§ Task brief: Find each line containing the string "screenshot" and return it.

Web page code records
--- START ---
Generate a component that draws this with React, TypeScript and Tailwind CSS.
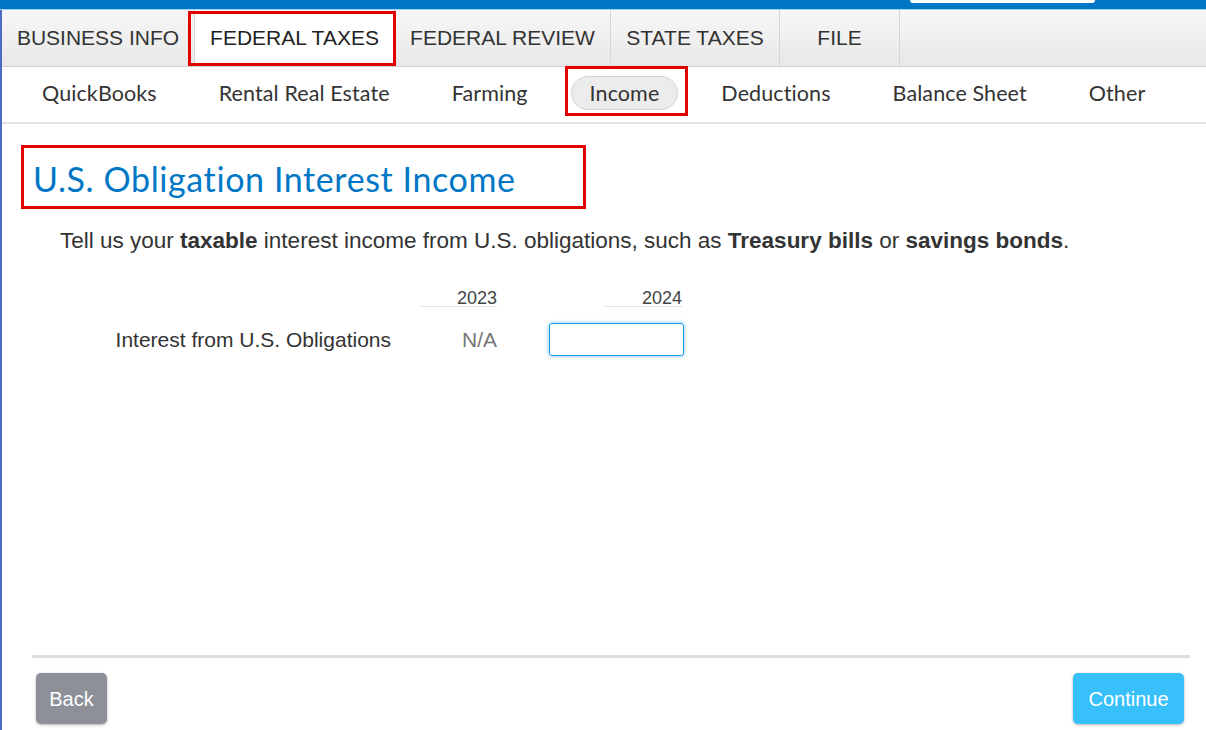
import React from "react";

const tabs = [
  { label: "BUSINESS INFO", w: "w-[193px]" },
  { label: "FEDERAL TAXES", w: "w-[200px]", active: true },
  { label: "FEDERAL REVIEW", w: "w-[216px]" },
  { label: "STATE TAXES", w: "w-[169px]" },
  { label: "FILE", w: "w-[120px]" },
];

const subNav = [
  "QuickBooks",
  "Rental Real Estate",
  "Farming",
  "Income",
  "Deductions",
  "Balance Sheet",
  "Other",
];

export default function App() {
  return (
    <div className="relative h-[730px] w-full overflow-hidden bg-white font-['Liberation_Sans',Arial,sans-serif] text-[#333]">
      {/* top bar */}
      <div className="relative h-[9px] bg-[#0077c5]">
        <div className="absolute left-[910px] top-0 h-[3px] w-[185px] rounded-b-md bg-white" />
      </div>
      <div className="h-px bg-[#a6d3f2]" />

      <div className="flex h-[720px] flex-col border-l-2 border-[#4a6dbf]">
        {/* main tabs */}
        <div className="flex h-[57px] border-b border-[#d2d2d2] bg-gradient-to-b from-[#f7f7f7] to-[#e8e8e8]">
          {tabs.map((t) => (
            <div
              key={t.label}
              className={`relative flex items-center justify-center border-r border-[#d6d6d6] text-[21px] ${t.w} ${
                t.active ? "bg-white text-[#222]" : "text-[#333]"
              }`}
            >
              {t.label}
              {t.active && (
                <div className="absolute -left-[7px] right-[-2px] top-px bottom-0 border-[3px] border-[#e00000]" />
              )}
            </div>
          ))}
        </div>

        {/* sub nav */}
        <div className="flex h-[57px] items-center gap-[24px] border-b-2 border-[#e2e2e2] pb-[3px] pl-[21px] font-['Lato',sans-serif] text-[21.5px] tracking-[0.1px] text-[#333]">
          {subNav.map((s) =>
            s === "Income" ? (
              <div key={s} className="relative">
                <div className="flex h-[34px] items-center rounded-full border border-[#d4d4d4] bg-[#ececec] px-[18px]">
                  {s}
                </div>
                <div className="absolute -left-[6px] -right-[10px] -top-[10px] -bottom-[6px] border-[3px] border-[#e00000]" />
              </div>
            ) : (
              <div key={s} className="px-[19px]">
                {s}
              </div>
            )
          )}
        </div>

        {/* content */}
        <div className="flex-1 pl-[19px] pt-[21px]">
          <div className="relative inline-block">
            <h1 className="w-[565px] pb-[10px] pl-[12px] pt-[14px] font-['Lato',sans-serif] text-[34px] leading-[40px] tracking-[0.6px] text-[#0077c5]">
              U.S. Obligation Interest Income
            </h1>
            <div className="absolute inset-0 border-[3px] border-[#e00000]" />
          </div>

          <p className="mt-[15px] pl-[39px] text-[22.5px] text-[#333]">
            Tell us your <b>taxable</b> interest income from U.S. obligations, such as{" "}
            <b>Treasury bills</b> or <b>savings bonds</b>.
          </p>

          <div className="mt-[32px] flex flex-col">
            <div className="flex items-end">
              <div className="w-[399px]" />
              <div className="w-[77px] border-b border-[#e3e3e3] text-right text-[18px] leading-[16px] text-[#444]">
                2023
              </div>
              <div className="w-[108px]" />
              <div className="w-[77px] border-b border-[#e3e3e3] text-right text-[18px] leading-[16px] text-[#444]">
                2024
              </div>
            </div>
            <div className="mt-[16px] flex items-center">
              <div className="w-[370px] text-right text-[21px] text-[#333]">
                Interest from U.S. Obligations
              </div>
              <div className="ml-[29px] w-[77px] text-right text-[21px] text-[#777]">N/A</div>
              <input
                className="ml-[52px] h-[33px] w-[135px] rounded-[3px] border border-[#1a9be6] shadow-[0_0_4px_rgba(26,155,230,0.6)] outline-none"
                aria-label="Interest from U.S. Obligations 2024"
              />
            </div>
          </div>
        </div>

        {/* footer */}
        <div className="pl-[30px] pr-[16px]">
          <div className="h-[3px] bg-[#dedede]" />
          <div className="flex items-start justify-between px-[4px] pr-[6px] pt-[15px] pb-[6px]">
            <button className="h-[51px] w-[71px] rounded-[5px] bg-[#8d9098] text-[20px] text-white shadow-[0_1px_3px_rgba(0,0,0,0.3)]">
              Back
            </button>
            <button className="h-[51px] w-[111px] rounded-[5px] bg-[#38c0fb] text-[20px] text-white shadow-[0_1px_3px_rgba(0,0,0,0.3)]">
              Continue
            </button>
          </div>
        </div>
      </div>
    </div>
  );
}
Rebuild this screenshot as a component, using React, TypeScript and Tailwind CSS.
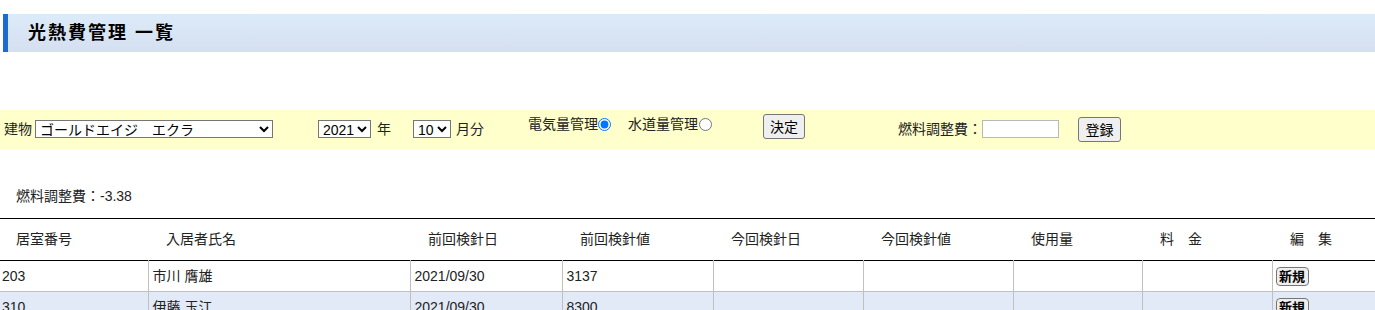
import React from "react";

const font = { fontFamily: '"Liberation Sans", "Noto Sans CJK JP", sans-serif' };

const cols = [148, 262, 152, 151, 150, 150, 129, 130, 103];
const heads = ["居室番号", "入居者氏名", "前回検針日", "前回検針値", "今回検針日", "今回検針値", "使用量", "料　金", "編　集"];

const rows = [
  { no: "203", name: "市川 膺雄", date: "2021/09/30", val: "3137", bg: "bg-white" },
  { no: "310", name: "伊藤 玉江", date: "2021/09/30", val: "8300", bg: "bg-[#e3eaf7]" },
];

export default function App() {
  return (
    <div className="w-[1375px] h-[310px] overflow-hidden bg-white text-[14px] text-[#222]" style={font}>
      <div className="h-[14px]" />
      <div className="ml-[3px] h-[38px] flex items-center border-l-[5px] border-[#1a6cd0] bg-gradient-to-b from-[#dcebf9] to-[#d5dff0]">
        <h1 className="pl-[20px] text-[18px] font-bold tracking-[2px] text-black leading-none">光熱費管理 一覧</h1>
      </div>
      <div className="h-[58px]" />
      <div className="h-[40px] bg-[#ffffcc] flex items-start pl-[4px]">
        <span className="mt-[10px] leading-[18px]">建物</span>
        <select className="ml-[3px] mt-[10px] w-[238px] h-[18px] border border-[#767676] bg-white text-[14px] leading-[16px] rounded-none text-black" defaultValue="a">
          <option value="a">ゴールドエイジ　エクラ</option>
        </select>
        <select className="ml-[45px] mt-[10px] w-[53px] h-[18px] border border-[#767676] bg-white text-[14px] leading-[16px] rounded-none text-black" defaultValue="2021">
          <option value="2021">2021</option>
        </select>
        <span className="ml-[6px] mt-[10px] leading-[18px]">年</span>
        <select className="ml-[22px] mt-[10px] w-[38px] h-[18px] border border-[#767676] bg-white text-[14px] leading-[16px] rounded-none text-black" defaultValue="10">
          <option value="10">10</option>
        </select>
        <span className="ml-[5px] mt-[10px] leading-[18px]">月分</span>
        <span className="ml-[44px] mt-[5px] leading-[18px]">電気量管理</span>
        <input type="radio" name="m" defaultChecked className="mt-[8px] w-[13px] h-[13px]" />
        <span className="ml-[17px] mt-[5px] leading-[18px]">水道量管理</span>
        <input type="radio" name="m" className="ml-[1px] mt-[8px] w-[13px] h-[13px]" />
        <button className="ml-[51px] mt-[4px] w-[42px] h-[25px] border border-[#767676] bg-[#efefef] rounded-[3px] text-[14px] leading-none text-black">決定</button>
        <span className="ml-[93px] mt-[10px] leading-[18px]">燃料調整費：</span>
        <input type="text" className="mt-[10px] w-[77px] h-[18px] border border-[#b8b8b8] bg-white" />
        <button className="ml-[19px] mt-[7px] w-[43px] h-[25px] border border-[#767676] bg-[#efefef] rounded-[3px] text-[14px] leading-none text-black">登録</button>
      </div>
      <div className="h-[37px]" />
      <div className="pl-[16px] leading-[18px]">燃料調整費：-3.38</div>
      <div className="h-[13px]" />
      <table className="table-fixed border-collapse w-[1375px]">
        <colgroup>
          {cols.map((w, i) => (
            <col key={i} style={{ width: w }} />
          ))}
        </colgroup>
        <thead>
          <tr className="h-[42px] border-t border-b border-black">
            {heads.map((h, i) => (
              <th key={i} className={`text-left font-normal ${i === 0 ? "pl-[16px]" : "pl-[18px]"} p-0`}>
                {h}
              </th>
            ))}
          </tr>
        </thead>
        <tbody>
          {rows.map((r, ri) => (
            <tr key={ri} className={`h-[31px] border-b border-[#c0c0c0] ${r.bg}`}>
              <td className="pl-[2px] border-r border-[#c0c0c0]">{r.no}</td>
              <td className="pl-[4px] border-r border-[#c0c0c0]">{r.name}</td>
              <td className="pl-[4px] border-r border-[#c0c0c0]">{r.date}</td>
              <td className="pl-[4px] border-r border-[#c0c0c0]">{r.val}</td>
              <td className="border-r border-[#c0c0c0]"></td>
              <td className="border-r border-[#c0c0c0]"></td>
              <td className="border-r border-[#c0c0c0]"></td>
              <td className="border-r border-[#c0c0c0]"></td>
              <td className="pl-[3px]">
                <button className="w-[33px] h-[19px] border border-[#767676] bg-[#efefef] rounded-[4px] text-[13px] font-bold leading-none text-black">新規</button>
              </td>
            </tr>
          ))}
        </tbody>
      </table>
    </div>
  );
}
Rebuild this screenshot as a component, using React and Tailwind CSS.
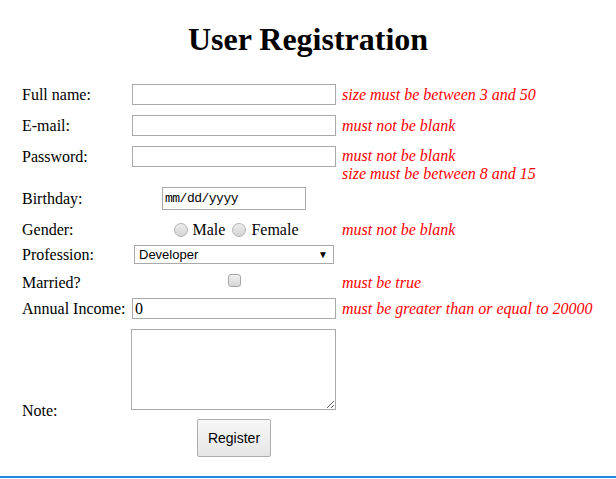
import React from "react";

const serif = "font-['Liberation_Serif','Times_New_Roman',serif]";
const sans = "font-['Liberation_Sans',Arial,sans-serif]";

const Label = ({ children }) => (
    <div className="w-[110px] shrink-0 text-[16px] leading-[18px]">{children}</div>
);

const Field = ({ children, className = "" }) => (
    <div className={`w-[204px] shrink-0 mr-[6px] flex ${className}`}>{children}</div>
);

const Err = ({ children }) => (
    <div className="italic text-[#ff0000] text-[16px] leading-[18px]">{children}</div>
);

const TextBox = ({ value = "" }) => (
    <div className={`w-[204px] h-[21px] border border-[#a9a9a9] bg-white px-[2px] text-[16px] leading-[19px] ${serif}`}>
        {value}
    </div>
);

const Radio = () => (
    <span className="inline-block w-[14px] h-[14px] rounded-full border border-[#b4b4b4] bg-gradient-to-b from-[#ececec] to-[#d4d4d4] mr-[5px]" />
);

const App = () => {
    return (
        <div className={`h-[479px] flex flex-col bg-white text-black ${serif}`}>
            <h1 className="mt-[21px] text-center text-[32px] leading-[37px] font-bold">User Registration</h1>

            <div className="pl-[22px] flex flex-col">
                <div className="mt-[26px] flex items-center">
                    <Label>Full name:</Label>
                    <Field><TextBox /></Field>
                    <Err>size must be between 3 and 50</Err>
                </div>

                <div className="mt-[10px] flex items-center">
                    <Label>E-mail:</Label>
                    <Field><TextBox /></Field>
                    <Err>must not be blank</Err>
                </div>

                <div className="mt-[10px] flex items-start">
                    <div className="h-[21px] flex items-center"><Label>Password:</Label></div>
                    <Field><TextBox /></Field>
                    <div className="pt-[1px]">
                        <Err>must not be blank</Err>
                        <Err>size must be between 8 and 15</Err>
                    </div>
                </div>

                <div className="mt-[4px] flex items-center">
                    <Label>Birthday:</Label>
                    <Field className="justify-center">
                        <div className="w-[144px] h-[23px] border border-[#a9a9a9] bg-white pl-[2px] text-[13px] leading-[21px] font-['Liberation_Mono',monospace] tracking-[-0.5px]">
                            mm/dd/yyyy
                        </div>
                    </Field>
                </div>

                <div className="mt-[11px] flex items-center">
                    <Label>Gender:</Label>
                    <Field className="justify-center items-center pl-[4px] text-[16px] leading-[18px]">
                        <Radio />
                        <span className="mr-[7px]">Male</span>
                        <Radio />
                        <span>Female</span>
                    </Field>
                    <Err>must not be blank</Err>
                </div>

                <div className="mt-[6px] flex items-center">
                    <Label>Profession:</Label>
                    <Field>
                        <div className={`ml-[2px] w-[200px] h-[19px] border border-[#a9a9a9] bg-white flex items-center justify-between pl-[4px] pr-[5px] text-[13px] ${sans}`}>
                            <span>Developer</span>
                            <span className="text-[10px]">▼</span>
                        </div>
                    </Field>
                </div>

                <div className="mt-[10px] flex items-center">
                    <Label>Married?</Label>
                    <Field className="justify-center">
                        <span className="inline-block w-[13px] h-[13px] -mt-[5px] rounded-[3px] border border-[#a6a6a6] bg-gradient-to-b from-[#f0f0f0] to-[#d6d6d6]" />
                    </Field>
                    <Err>must be true</Err>
                </div>

                <div className="mt-[6px] flex items-center">
                    <Label>Annual Income:</Label>
                    <Field><TextBox value="0" /></Field>
                    <Err>must be greater than or equal to 20000</Err>
                </div>

                <div className="mt-[10px] flex items-end">
                    <div className="-mb-[10px]"><Label>Note:</Label></div>
                    <Field>
                        <textarea className="-ml-[1px] w-[206px] h-[81px] border border-[#a9a9a9] bg-white resize block" />
                    </Field>
                </div>

                <div className="mt-[9px] flex">
                    <div className="w-[110px] shrink-0" />
                    <Field className="justify-center">
                        <button className={`w-[74px] h-[38px] rounded-[2px] border border-[#adadad] bg-gradient-to-b from-[#f8f8f8] to-[#e6e6e6] text-[14px] ${sans}`}>
                            Register
                        </button>
                    </Field>
                </div>
            </div>

            <div className="mt-auto mb-[1px] h-[2px] bg-[#1e88e5]" />
        </div>
    );
};

export default App;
--- END ---
§ Response to this task:
Rebuild this screenshot as a component, using React, TypeScript and Tailwind CSS.
Rebuild this screenshot as a component, using React and Tailwind CSS.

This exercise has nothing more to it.